Good technical work has been done. The company had scaled its next-generation solutions to several corporate and leisure agencies, including Amex GBT and ATPI Group, Ferguson noted.
Airlines are still figuring out their commercial strategies with the new tools, with each one pursuing somewhat different goals. So it’s understandable that some commercial issues still haven’t been settled yet, Ferguson said.
Some technical work still needs doing, too.
“In the U.S., we already can distribute content from the major U.S. airlines via NDC-based APIs,” Ferguson said. “However, we need a more fully rounded approach to handle all the nuanced issues corporate travel agencies must deal with that don’t come up when airlines sell on their websites,” said Ferguson.

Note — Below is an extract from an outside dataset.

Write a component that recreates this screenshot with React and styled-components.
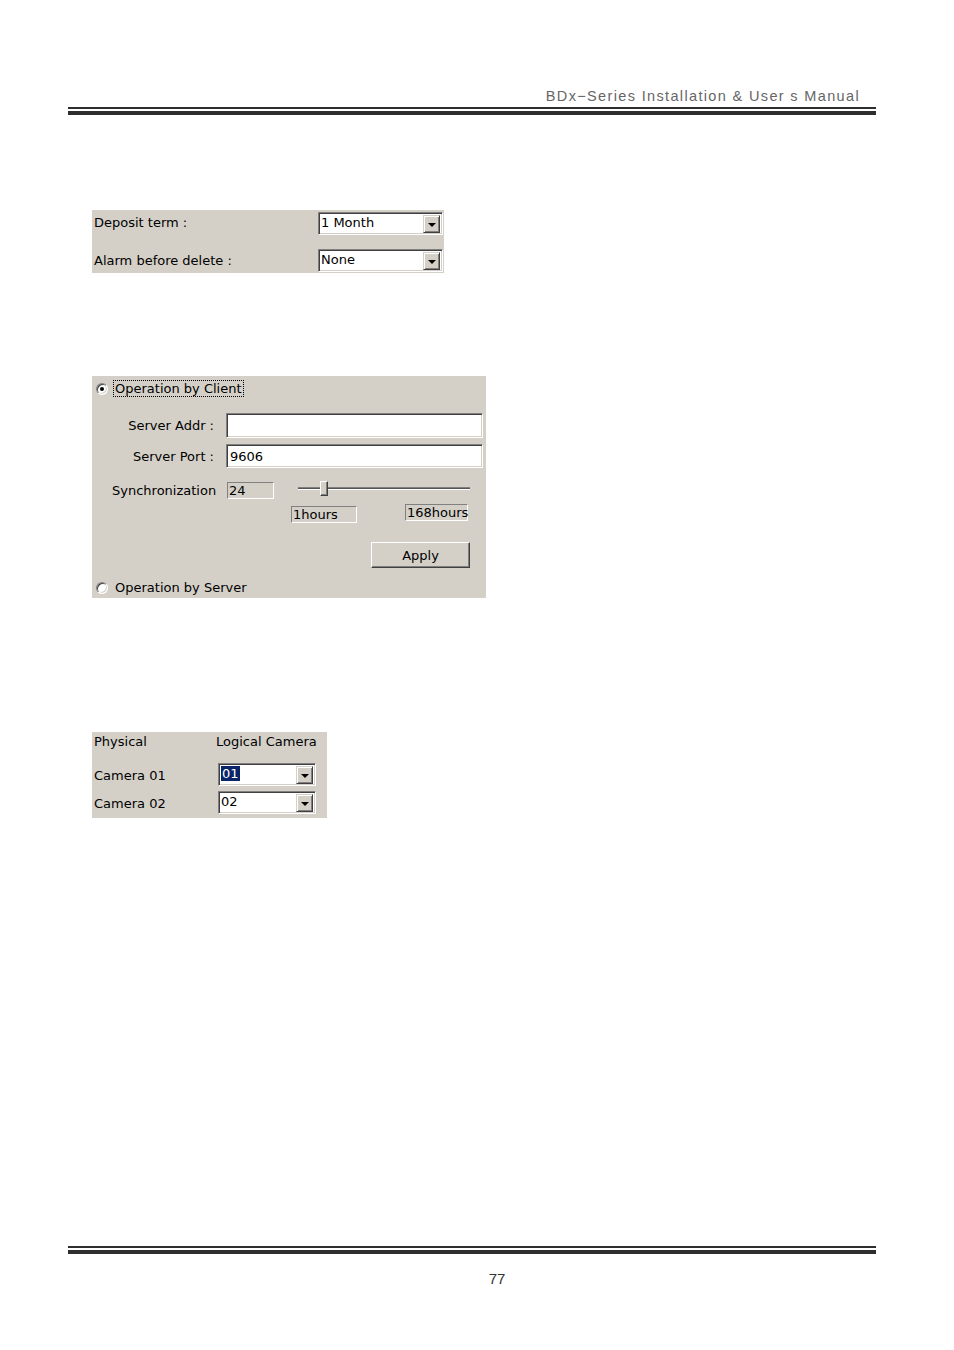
import React from "react";
import styled, { createGlobalStyle } from "styled-components";

const Global = createGlobalStyle`
  html, body { margin: 0; padding: 0; background: #fff; }
  body { font-family: "DejaVu Sans", Verdana, sans-serif; }
`;

const Page = styled.div`
  width: 954px;
  height: 1350px;
  display: flex;
  flex-direction: column;
  box-sizing: border-box;
  background: #fff;
`;

const Header = styled.header`
  margin: 88px 78px 0 68px;
  display: flex;
  flex-direction: column;
`;

const HeaderTitle = styled.div`
  align-self: flex-end;
  margin-right: 16px;
  font-family: "Liberation Sans", Arial, sans-serif;
  font-size: 14.5px;
  letter-spacing: 1.35px;
  color: #666;
  line-height: 17px;
`;

const RuleThin = styled.div`
  height: 2px;
  background: #2e2e2e;
  margin-top: ${(p) => p.$top || 0}px;
`;

const RuleThick = styled.div`
  height: 4px;
  background: #2e2e2e;
  margin-top: 2px;
`;

const Content = styled.main`
  margin-left: 92px;
  display: flex;
  flex-direction: column;
  align-items: flex-start;
  font-size: 13px;
  color: #000;
`;

const Panel = styled.div`
  background: #d4d0c8;
  width: ${(p) => p.$w}px;
  height: ${(p) => p.$h}px;
  margin-top: ${(p) => p.$top}px;
  box-sizing: border-box;
`;

/* ---------- common widgets ---------- */

const SelectBox = styled.div`
  width: ${(p) => p.$w}px;
  height: 23px;
  box-sizing: border-box;
  background: #fff;
  border: 1px solid;
  border-color: #808080 #fff #fff #808080;
  box-shadow: inset 1px 1px 0 #404040, inset -1px -1px 0 #d4d0c8;
  display: flex;
  align-items: center;
  padding: 2px 2px 1px 2px;
`;

const SelectValue = styled.span`
  flex: 1;
  line-height: 16px;
  white-space: nowrap;
  align-self: flex-start;
`;

const Highlight = styled.span`
  background: #0a246a;
  color: #fff;
  padding: 0 1px;
`;

const DropButton = styled.div`
  width: 17px;
  height: 18px;
  box-sizing: border-box;
  background: #d4d0c8;
  border: 1px solid;
  border-color: #d4d0c8 #404040 #404040 #d4d0c8;
  box-shadow: inset 1px 1px 0 #fff, inset -1px -1px 0 #808080;
  display: flex;
  align-items: center;
  justify-content: center;
`;

const Arrow = styled.span`
  width: 0;
  height: 0;
  border-left: 4px solid transparent;
  border-right: 4px solid transparent;
  border-top: 4px solid #000;
  margin-top: 1px;
`;

function Select({ w, children }) {
  return (
    <SelectBox $w={w}>
      <SelectValue>{children}</SelectValue>
      <DropButton>
        <Arrow />
      </DropButton>
    </SelectBox>
  );
}

const TextInput = styled.div`
  width: ${(p) => p.$w}px;
  height: ${(p) => p.$h}px;
  box-sizing: border-box;
  background: #fff;
  border: 1px solid;
  border-color: #808080 #fff #fff #808080;
  box-shadow: inset 1px 1px 0 #404040, inset -1px -1px 0 #d4d0c8;
  padding: 2px 3px;
  display: flex;
  align-items: center;
`;

const StaticField = styled.div`
  width: ${(p) => p.$w}px;
  height: 17px;
  box-sizing: border-box;
  background: #d4d0c8;
  border: 1px solid;
  border-color: #808080 #fff #fff #808080;
  padding: 0 1px;
  display: flex;
  align-items: center;
  line-height: 15px;
  white-space: nowrap;
`;

const Radio = styled.span`
  width: 12px;
  height: 12px;
  box-sizing: border-box;
  border-radius: 50%;
  background: #fff;
  border: 1px solid;
  border-color: #808080 #fff #fff #808080;
  box-shadow: inset 1px 1px 0 #404040, inset -1px -1px 0 #d4d0c8;
  display: inline-flex;
  align-items: center;
  justify-content: center;
  flex: none;
  &::after {
    content: "";
    width: 4px;
    height: 4px;
    border-radius: 50%;
    background: ${(p) => (p.$checked ? "#000" : "transparent")};
  }
`;

const RadioRow = styled.div`
  display: flex;
  align-items: center;
  gap: 6px;
  padding-left: 4px;
  margin-top: ${(p) => p.$top}px;
  height: 17px;
`;

const RadioLabel = styled.span`
  padding: 0 1px;
  border: 1px dotted ${(p) => (p.$focus ? "#000" : "transparent")};
  line-height: 15px;
  margin-left: -1px;
`;

const Button = styled.div`
  width: 99px;
  height: 26px;
  box-sizing: border-box;
  background: #d4d0c8;
  border: 1px solid;
  border-color: #fff #404040 #404040 #fff;
  box-shadow: inset -1px -1px 0 #808080;
  display: flex;
  align-items: center;
  justify-content: center;
`;

/* ---------- panel 1 ---------- */

const TermGrid = styled.div`
  display: grid;
  grid-template-columns: 226px 125px;
  row-gap: 14px;
  padding-top: 2px;
  align-items: center;
`;

const Label = styled.span`
  padding-left: 2px;
  line-height: 16px;
  margin-top: ${(p) => p.$dy || 0}px;
  white-space: nowrap;
`;

/* ---------- panel 2 ---------- */

const Stack = styled.div`
  display: flex;
  flex-direction: column;
`;

const FieldRow = styled.div`
  display: grid;
  grid-template-columns: 134px 257px;
  align-items: center;
  margin-top: ${(p) => p.$top}px;
`;

const RightLabel = styled.span`
  text-align: right;
  padding-right: 12px;
  white-space: nowrap;
`;

const SyncRow = styled.div`
  display: flex;
  align-items: center;
  padding-left: 20px;
  margin-top: 14px;
  height: 17px;
`;

const SyncLabel = styled.span`
  width: 115px;
  white-space: nowrap;
`;

const Slider = styled.div`
  position: relative;
  width: 172px;
  height: 16px;
  margin-left: 24px;
  margin-top: -4px;
`;

const Track = styled.div`
  position: absolute;
  left: 0;
  right: 0;
  top: 6px;
  height: 1px;
  background: #555;
  border-bottom: 1px solid #fff;
  border-top: 1px solid #808080;
`;

const Thumb = styled.div`
  position: absolute;
  top: 0;
  left: 22px;
  width: 8px;
  height: 15px;
  box-sizing: border-box;
  background: #d4d0c8;
  border: 1px solid;
  border-color: #fff #404040 #404040 #fff;
  box-shadow: inset -1px -1px 0 #808080;
`;

const HoursRow = styled.div`
  display: flex;
  align-items: flex-start;
  padding-left: 199px;
  margin-top: 7px;
  height: 19px;
`;

const HoursMax = styled.div`
  margin-left: 48px;
  margin-top: -2px;
`;

const ApplyRow = styled.div`
  padding-left: 279px;
  margin-top: 17px;
`;

/* ---------- panel 3 ---------- */

const CamGrid = styled.div`
  display: grid;
  grid-template-columns: 126px 98px;
  grid-template-rows: 24px 23px 23px;
  row-gap: 5px;
  padding-top: 2px;
  align-items: center;
`;

const CamHeader = styled.span`
  white-space: nowrap;
  padding-left: ${(p) => p.$pl || 0}px;
  margin-left: ${(p) => p.$ml || 0}px;
  align-self: start;
  line-height: 16px;
`;

/* ---------- footer ---------- */

const Footer = styled.footer`
  margin: auto 78px 0 68px;
  padding-bottom: 63px;
  display: flex;
  flex-direction: column;
`;

const PageNumber = styled.div`
  align-self: center;
  margin-top: 16px;
  margin-left: 50px;
  font-family: "Liberation Sans", Arial, sans-serif;
  font-size: 15px;
  color: #333;
  line-height: 17px;
`;

export default function App() {
  return (
    <Page>
      <Global />
      <Header>
        <HeaderTitle>BDx−Series Installation &amp; User s Manual</HeaderTitle>
        <RuleThin $top={2} />
        <RuleThick />
      </Header>

      <Content>
        <Panel $w={352} $h={63} $top={95}>
          <TermGrid>
            <Label $dy={-1}>Deposit term :</Label>
            <Select w={125}>1 Month</Select>
            <Label $dy={1}>Alarm before delete :</Label>
            <Select w={125}>None</Select>
          </TermGrid>
        </Panel>

        <Panel $w={394} $h={222} $top={103}>
          <Stack>
            <RadioRow $top={4}>
              <Radio $checked />
              <RadioLabel $focus>Operation by Client</RadioLabel>
            </RadioRow>
            <FieldRow $top={16}>
              <RightLabel>Server Addr :</RightLabel>
              <TextInput $w={257} $h={25} />
            </FieldRow>
            <FieldRow $top={6}>
              <RightLabel>Server Port :</RightLabel>
              <TextInput $w={257} $h={24}>9606</TextInput>
            </FieldRow>
            <SyncRow>
              <SyncLabel>Synchronization</SyncLabel>
              <StaticField $w={47}>24</StaticField>
              <Slider>
                <Track />
                <Thumb />
              </Slider>
            </SyncRow>
            <HoursRow>
              <StaticField $w={66}>1hours</StaticField>
              <HoursMax>
                <StaticField $w={63}>168hours</StaticField>
              </HoursMax>
            </HoursRow>
            <ApplyRow>
              <Button>Apply</Button>
            </ApplyRow>
            <RadioRow $top={11}>
              <Radio />
              <RadioLabel>Operation by Server</RadioLabel>
            </RadioRow>
          </Stack>
        </Panel>

        <Panel $w={235} $h={86} $top={134}>
          <CamGrid>
            <CamHeader $pl={2}>Physical</CamHeader>
            <CamHeader $ml={-2}>Logical Camera</CamHeader>
            <Label $dy={2}>Camera 01</Label>
            <Select w={98}>
              <Highlight>01</Highlight>
            </Select>
            <Label $dy={2}>Camera 02</Label>
            <Select w={98}>02</Select>
          </CamGrid>
        </Panel>
      </Content>

      <Footer>
        <RuleThin $top={0} />
        <RuleThick />
        <PageNumber>77</PageNumber>
      </Footer>
    </Page>
  );
}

He said one tech gap is the need for more post-booking functionality for travel agencies when it comes to back-office servicing issues. For example, it’s not clear yet how an agency could, if necessary when a customer’s travel plans changed, exchange an NDC-based ticket with the same airline for a ticket provided via a fare filed via ATPCO, formerly known as the Airline Tariff Publishing Company.
Travelport is being taken private in a $4.4 billion deal by private equity affiliates of Siris Capital and Elliott Management. The buyers have said they want to unlock value. But investment may be needed to do that. Travelport executives have said they have made strides and that its capital expenditure on the distribution technology underpinning the tool has exceeded its rivals, Amadeus and Sabre, in recent years.
However, it has second and third-place market share in most markets, including the U.S., which constrains some of its ability to invest in tech out of cash flow without outside help. A sale of its payments division eNett might help provide some resources, analysts said.
It’s a tall order for all players. But Travelport, at least, says it’s up to the challenge.